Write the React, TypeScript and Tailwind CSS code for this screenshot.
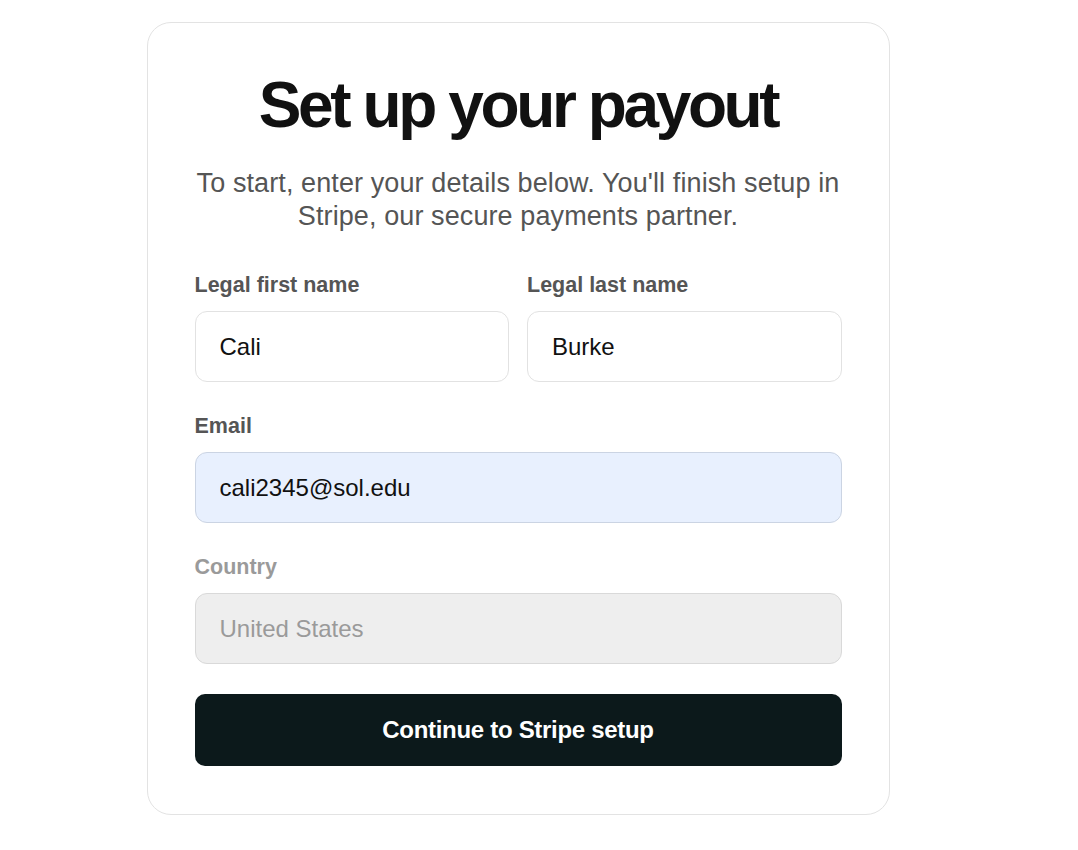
import React from "react";

function Field({
  label,
  value,
  variant = "default",
}: {
  label: string;
  value: string;
  variant?: "default" | "autofill" | "disabled";
}) {
  const labelColor = variant === "disabled" ? "text-[#9a9a9a]" : "text-[#555555]";
  const box =
    variant === "autofill"
      ? "bg-[#e8f0fe] border-[#cbd4e3] text-[#111111]"
      : variant === "disabled"
      ? "bg-[#eeeeee] border-[#d9d9d9] text-[#9a9a9a]"
      : "bg-white border-[#e2e2e2] text-[#111111]";

  return (
    <label className="flex flex-col gap-3 min-w-0">
      <span className={`text-[21.5px] leading-[28px] font-bold ${labelColor}`}>
        {label}
      </span>
      <input
        readOnly
        disabled={variant === "disabled"}
        defaultValue={value}
        className={`h-[71px] w-full rounded-[12px] border px-6 text-[24px] outline-none ${box}`}
      />
    </label>
  );
}

export default function App() {
  return (
    <div className="min-h-screen bg-white flex justify-center pr-[42px] pt-[22px] font-['Liberation_Sans',Arial,sans-serif]">
      <div className="w-[743px] h-fit rounded-[24px] border border-[#e3e3e3] bg-white px-[47px] pt-[50px] pb-[48px]">
        <h1 className="text-center text-[64px] leading-[64px] font-bold tracking-[-3.4px] text-[#111111]">
          Set up your payout
        </h1>
        <p className="mt-[30px] text-center text-[27px] leading-[33px] text-[#555555] tracking-[0.1px]">
          To start, enter your details below. You'll finish setup in
          <br />
          Stripe, our secure payments partner.
        </p>

        <div className="mt-[38px] flex flex-col gap-[30px]">
          <div className="grid grid-cols-2 gap-[18px]">
            <Field label="Legal first name" value="Cali" />
            <Field label="Legal last name" value="Burke" />
          </div>
          <Field label="Email" value="cali2345@sol.edu" variant="autofill" />
          <Field label="Country" value="United States" variant="disabled" />
          <button className="h-[72px] w-full rounded-[10px] bg-[#0c191b] text-[24px] font-bold tracking-[-0.3px] text-white">
            Continue to Stripe setup
          </button>
        </div>
      </div>
    </div>
  );
}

=-=-=

§ GOAL:
Leave out the pictures and give the listing above again exactly.

§ RIGHT ANSWER:
Write the React, TypeScript and Tailwind CSS code for this screenshot.
import React from "react";

function Field({
  label,
  value,
  variant = "default",
}: {
  label: string;
  value: string;
  variant?: "default" | "autofill" | "disabled";
}) {
  const labelColor = variant === "disabled" ? "text-[#9a9a9a]" : "text-[#555555]";
  const box =
    variant === "autofill"
      ? "bg-[#e8f0fe] border-[#cbd4e3] text-[#111111]"
      : variant === "disabled"
      ? "bg-[#eeeeee] border-[#d9d9d9] text-[#9a9a9a]"
      : "bg-white border-[#e2e2e2] text-[#111111]";

  return (
    <label className="flex flex-col gap-3 min-w-0">
      <span className={`text-[21.5px] leading-[28px] font-bold ${labelColor}`}>
        {label}
      </span>
      <input
        readOnly
        disabled={variant === "disabled"}
        defaultValue={value}
        className={`h-[71px] w-full rounded-[12px] border px-6 text-[24px] outline-none ${box}`}
      />
    </label>
  );
}

export default function App() {
  return (
    <div className="min-h-screen bg-white flex justify-center pr-[42px] pt-[22px] font-['Liberation_Sans',Arial,sans-serif]">
      <div className="w-[743px] h-fit rounded-[24px] border border-[#e3e3e3] bg-white px-[47px] pt-[50px] pb-[48px]">
        <h1 className="text-center text-[64px] leading-[64px] font-bold tracking-[-3.4px] text-[#111111]">
          Set up your payout
        </h1>
        <p className="mt-[30px] text-center text-[27px] leading-[33px] text-[#555555] tracking-[0.1px]">
          To start, enter your details below. You'll finish setup in
          <br />
          Stripe, our secure payments partner.
        </p>

        <div className="mt-[38px] flex flex-col gap-[30px]">
          <div className="grid grid-cols-2 gap-[18px]">
            <Field label="Legal first name" value="Cali" />
            <Field label="Legal last name" value="Burke" />
          </div>
          <Field label="Email" value="cali2345@sol.edu" variant="autofill" />
          <Field label="Country" value="United States" variant="disabled" />
          <button className="h-[72px] w-full rounded-[10px] bg-[#0c191b] text-[24px] font-bold tracking-[-0.3px] text-white">
            Continue to Stripe setup
          </button>
        </div>
      </div>
    </div>
  );
}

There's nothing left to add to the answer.